Also, like in the electrical interaction, charge is responsible for the force and this interaction has a mechanical consequence, i.e. acceleration and you showed that this acceleration can be linked to the charge as
a=k*q1*q2/M*R^2

But in this equation we also see "MASS" in the denominator. So the electrical interaction has a mechanical consequence acceleration. But what has mass got to do with it?? why isn't there a link only between charge and the mechanical consequence acceleration?? why does mass have to enter the equaton???

Thanks,
Shikhin



ANSWER: Hi Shikhin,

momentum is defined as the measure of object's "tendency to keep its state of motion". In other words, the ability to resist influences that are trying to change its velocity... The "influence" is a more general term than "force", it is more philosophical and hence doesn't have a mathematical recipe: even if you smile or scowl at your rock R1, philosophically you are trying to influence it :-). In the next step we define "force" as a subset of "influences" that are capable to change object's state of motion and there comes the first mathematical definition.

I suspect you are stuck at the point that in F=m*a we define mass at the same time we define force, or in p=m*v we define mass at the same time we define momentum. Why does that disturb you? Isn't it normal that definitions proceed by model
<new quantity>=<parameter of proportionality>*<previously defined quantity> ? This is not a circular definition, it is a SIMULTANEOUS definition. Why are you not satisfied that inertial mass is defined as a constant of proportionality in force (or momentum) definition?

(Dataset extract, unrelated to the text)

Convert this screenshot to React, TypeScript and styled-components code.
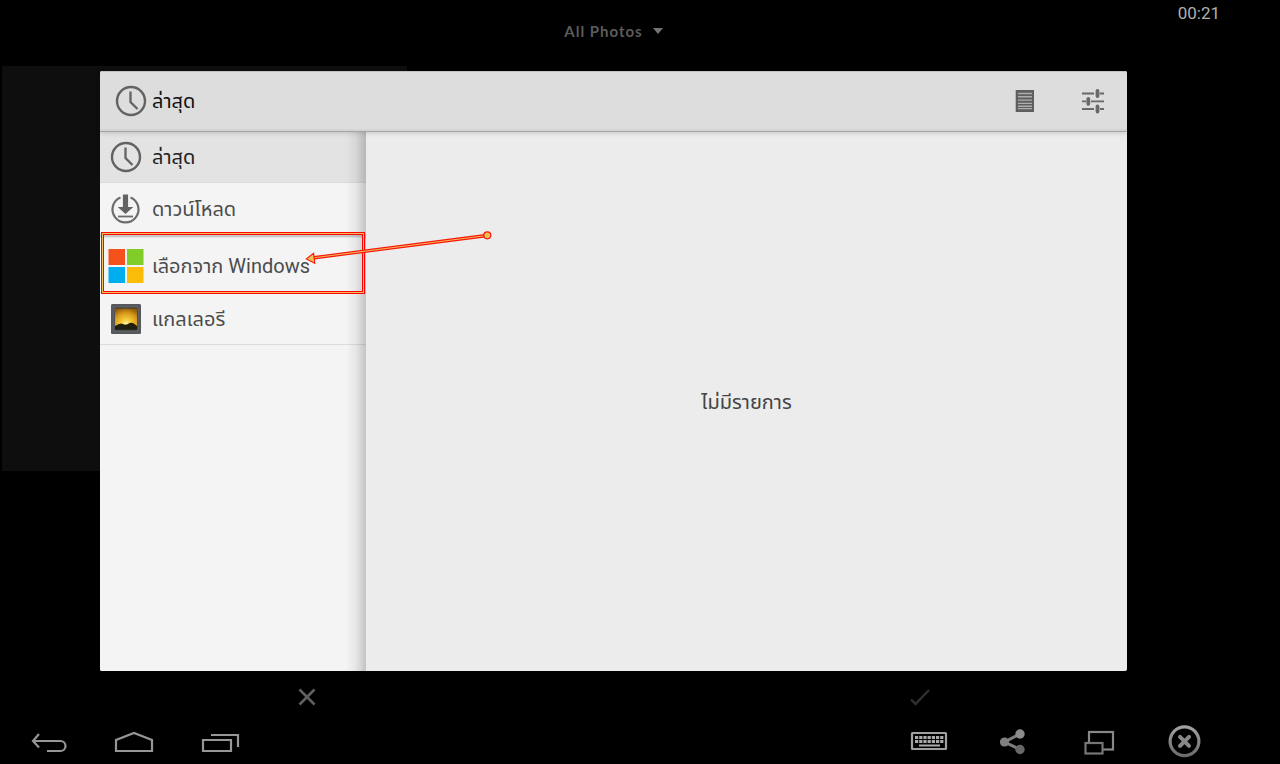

Look at magnetic field B produced by a coil carrying current I: here B=L*I. If we wanted to, we could take this equation as the fundamental definition of magnetic field B.  There is a constant of proportionality L (inductance), which is then defined at the same time with B, by the same equation. In reality the fundamental definition of B uses an integral, because our world is not primarily made of magnetic coils. But as an integral is nothing more than a sum, then B=Sum_of_all_bits[L_bit*I_bit] and piece-by-piece the induction L is indeed defined by the same equation as B.

Ad "gravitational mass" versus "inertial mass":

Inertial mass is defined as a constant of proportionality in momentum or force definition. It is consequently the object's "tendency to keep its state of motion PER UNIT VELOCITY". That's that, this is inertial mass, which we can even call "Bob".

Gravitational mass is the "ability of a measurable object attract another measurable object" and it is defined at the same time (again) with the gravitational interaction.  The question of what the gravitational mass really is does not have any meaning in a universe without gravitation. We can call grav. mass "Jack".

Here I have defined two quantities, Jack and Bob, by completely different definitions. Bob can exist even in a universe without gravitation, i.e. without Jack, so they are different! Even in a universe without gravitation you may push a cart with force F and thereby give it acceleration a. Bob exists as a constant of proportionality between the F and a. So because Bob can exist without simultaneous presence of Jack, these two must be different quantities. As far as we know, it may be an ACCIDENT that, where Jack exists, Jack=Bob. Ever since Einstein people have been trying to find the reason, why Jack=Bob. No success so far. It has several deep implications about our Universe... and we have no explanation for it.

Now to the charge-motion effect. As you yourself repeated: "charge is responsible for the force and this interaction has a mechanical consequence". In my new terminology a=k*q1*q2/Bob*R^2. There is no place for Jack in this equation. And of course Bob is there, it is the constant of proportionality of the "mechanical effect" part of the equation.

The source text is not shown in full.